ますます元ネタに近づいてしまっている感はありますが。
「永久運動」ちょっとこの曲カッコ良すぎてやばいです。ダークなハードロックナンバー。
あまりに複雑な展開と,完成度やばすぎ。静と動が畳みかけるように攻め込んできます。必聴!
「消えない思い」「朝まで待てない」再録バージョンを収録。GS風サウンドとは異なったまとまった演奏を堪能できます。
個人的にはサイケデリックで怪しい原曲の方が好きなのですが、このバージョンも捨てがたいです。
特に後者はヒロミツの力強いボーカルを堪能できますし。
「歌いたい魂」ジャニスばりの星勝の熱いシャウトが聴けるナンバー。熱いです。
「すずきひろみつの気楽に行こう」ゆるーいナンバーですね。楽天的な感じが良いですね。バックのスティールギターが心憎い。
「御意見無用」これも従来と異なるバージョン。再録なのでしょうか?音がかっちりしている印象。

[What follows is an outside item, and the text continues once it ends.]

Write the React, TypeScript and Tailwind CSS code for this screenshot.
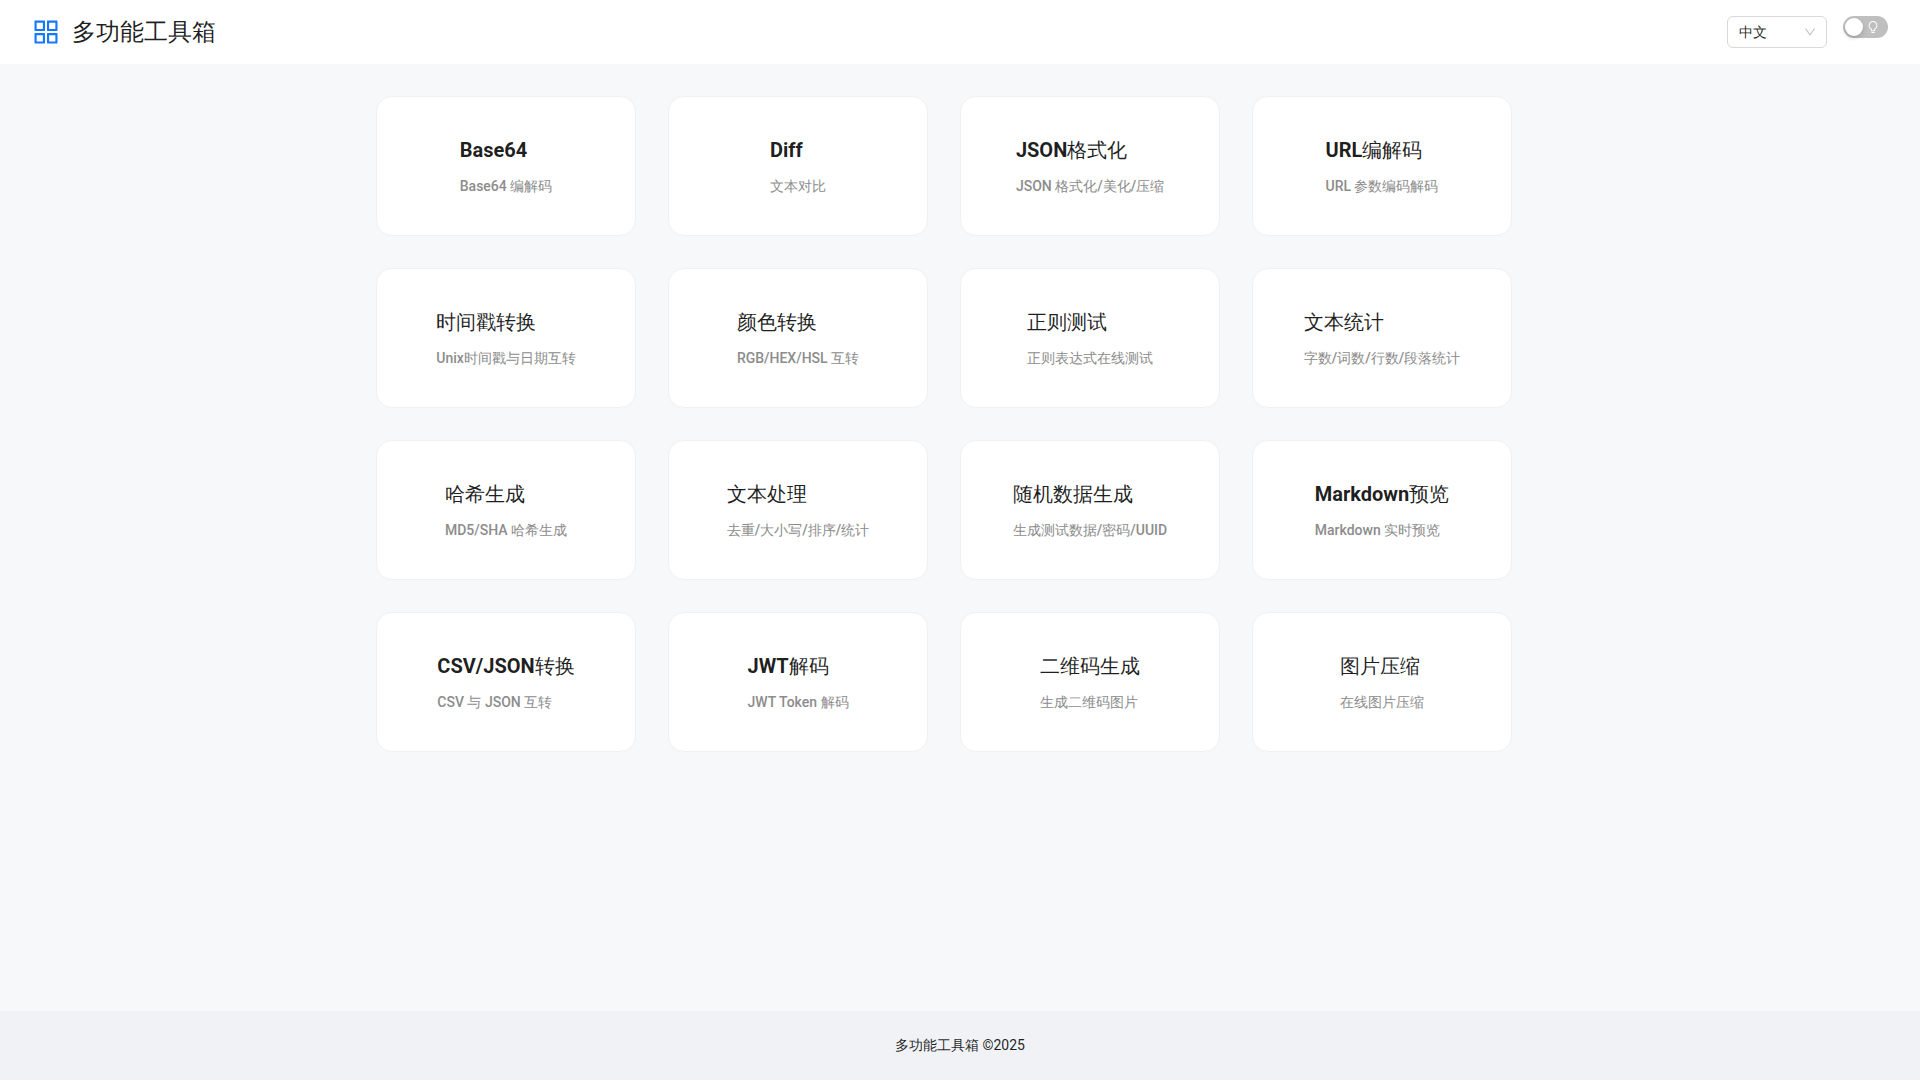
import { useState } from "react";

type Tool = { title: string; desc: string };

const tools: Tool[] = [
  { title: "Base64", desc: "Base64 编解码" },
  { title: "Diff", desc: "文本对比" },
  { title: "JSON格式化", desc: "JSON 格式化/美化/压缩" },
  { title: "URL编解码", desc: "URL 参数编码解码" },
  { title: "时间戳转换", desc: "Unix时间戳与日期互转" },
  { title: "颜色转换", desc: "RGB/HEX/HSL 互转" },
  { title: "正则测试", desc: "正则表达式在线测试" },
  { title: "文本统计", desc: "字数/词数/行数/段落统计" },
  { title: "哈希生成", desc: "MD5/SHA 哈希生成" },
  { title: "文本处理", desc: "去重/大小写/排序/统计" },
  { title: "随机数据生成", desc: "生成测试数据/密码/UUID" },
  { title: "Markdown预览", desc: "Markdown 实时预览" },
  { title: "CSV/JSON转换", desc: "CSV 与 JSON 互转" },
  { title: "JWT解码", desc: "JWT Token 解码" },
  { title: "二维码生成", desc: "生成二维码图片" },
  { title: "图片压缩", desc: "在线图片压缩" },
];

function AppstoreIcon() {
  return (
    <svg viewBox="64 64 896 896" className="size-7 text-[#1677ff]" fill="currentColor" aria-hidden="true">
      <path d="M464 144H160c-8.8 0-16 7.2-16 16v304c0 8.8 7.2 16 16 16h304c8.8 0 16-7.2 16-16V160c0-8.8-7.2-16-16-16zm-52 268H212V212h200v200zm452-268H560c-8.8 0-16 7.2-16 16v304c0 8.8 7.2 16 16 16h304c8.8 0 16-7.2 16-16V160c0-8.8-7.2-16-16-16zm-52 268H612V212h200v200zM464 544H160c-8.8 0-16 7.2-16 16v304c0 8.8 7.2 16 16 16h304c8.8 0 16-7.2 16-16V560c0-8.8-7.2-16-16-16zm-52 268H212V612h200v200zm452-268H560c-8.8 0-16 7.2-16 16v304c0 8.8 7.2 16 16 16h304c8.8 0 16-7.2 16-16V560c0-8.8-7.2-16-16-16zm-52 268H612V612h200v200z" />
    </svg>
  );
}

function DownIcon() {
  return (
    <svg
      viewBox="64 64 896 896"
      className="pointer-events-none absolute right-[11px] top-[10px] size-3 text-black/25"
      fill="currentColor"
      aria-hidden="true"
    >
      <path d="M884 256h-75c-5.1 0-9.9 2.5-12.9 6.6L512 654.2 227.9 262.6c-3-4.1-7.8-6.6-12.9-6.6h-75c-6.5 0-10.3 7.4-6.5 12.7l352.6 486.1c12.8 17.6 39 17.6 51.7 0l352.6-486.1c3.9-5.3.1-12.7-6.4-12.7z" />
    </svg>
  );
}

function BulbIcon() {
  return (
    <svg viewBox="64 64 896 896" className="size-3" fill="currentColor" aria-hidden="true">
      <path d="M632 888H392c-4.4 0-8 3.6-8 8v32c0 17.7 14.3 32 32 32h192c17.7 0 32-14.3 32-32v-32c0-4.4-3.6-8-8-8zM512 64c-181.1 0-328 146.9-328 328 0 121.4 66 227.4 164 284.1V792c0 17.7 14.3 32 32 32h264c17.7 0 32-14.3 32-32V676.1c98-56.7 164-162.7 164-284.1 0-181.1-146.9-328-328-328zm127.9 549.8L604 634.6V752H420V634.6l-35.9-20.8C305.4 568.3 256 484.5 256 392c0-141.4 114.6-256 256-256s256 114.6 256 256c0 92.5-49.4 176.3-128.1 221.8z" />
    </svg>
  );
}

function ThemeSwitch() {
  const [on, setOn] = useState(false);
  return (
    <label className="relative flex h-[22px] w-[45px] cursor-pointer items-center rounded-full bg-black/25 has-checked:bg-[#1677ff]">
      <input
        type="checkbox"
        role="switch"
        aria-label="深色模式"
        checked={on}
        onChange={(e) => setOn(e.target.checked)}
        className="peer absolute inset-0 size-full cursor-pointer appearance-none rounded-full"
      />
      <span className="pointer-events-none absolute left-0.5 size-[18px] rounded-full bg-white shadow-[0_2px_4px_rgba(0,35,11,0.2)] peer-checked:left-6" />
      <span className="pointer-events-none ml-6 text-white peer-checked:ml-2">
        <BulbIcon />
      </span>
    </label>
  );
}

function ToolCard({ title, desc }: Tool) {
  return (
    <button
      type="button"
      className="flex h-[140px] w-[260px] cursor-pointer items-center justify-center rounded-2xl border border-[#f0f0f0] bg-white text-left"
    >
      <span className="flex flex-col gap-2">
        <span className="text-xl leading-8 font-bold">{title}</span>
        <span className="text-sm leading-6 font-medium text-[#8c8c8c]">{desc}</span>
      </span>
    </button>
  );
}

export default function App() {
  return (
    <div className="flex min-h-screen flex-col bg-[#f7f8fa] font-[Roboto,'Noto_Sans',sans-serif] text-sm text-black/88 [font-synthesis:none]">
      <header className="flex h-16 items-center justify-between bg-white px-8">
        <div className="flex items-center gap-3">
          <AppstoreIcon />
          <h1 className="text-2xl leading-8 font-bold">多功能工具箱</h1>
        </div>
        <div className="flex items-start gap-4">
          <div className="relative">
            <select
              aria-label="语言"
              className="h-8 w-[100px] appearance-none rounded-md border border-[#d9d9d9] bg-white px-[11px] text-sm"
            >
              <option>中文</option>
              <option>English</option>
            </select>
            <DownIcon />
          </div>
          <ThemeSwitch />
        </div>
      </header>
      <main className="mx-auto flex w-full max-w-[1200px] flex-1 flex-wrap content-start gap-8 px-4 py-8">
        {tools.map((tool) => (
          <ToolCard key={tool.title} title={tool.title} desc={tool.desc} />
        ))}
      </main>
      <footer className="bg-[#f0f2f5] py-6 text-center leading-[21px]">多功能工具箱 ©2025</footer>
    </div>
  );
}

「何処へ」これは完全に歌謡曲そのもの。こんな曲もやってたんだなぁという感じ。
モップス / EXIT(1974)
4/10
ラストアルバムですが、完全に企画盤の域を出ない代物。
ほとんどの曲が過去のライブの音源だったりするのですが、それすらコラージュされまくりで,
まともに楽しむことはもはや不可能。。したいことはわかるのですが、あまりにもリスナー置いてけぼりなトホホな一枚。
しかし!このアルバム,「わらの言葉」というすさまじい名曲が入っているのです!
この一曲の為だけに存在しているような作品ですが、このナンバーは本当に素晴らしい。
10分におよぶプログレッシブなナンバーで怒涛の展開と圧倒的な表現力は彼らが行き着いた極地でしょう。
まるでピンクフロイドの様ですらありますが、圧倒的なボーカルの熱量と演奏はそれを超えているとすら思える凄まじい名曲。
この曲を聴くためだけに買って頂きたい一枚。
他には19分にも及ぶモップス・ヒストリーもなかなか面白いですが楽曲としては?という感じ。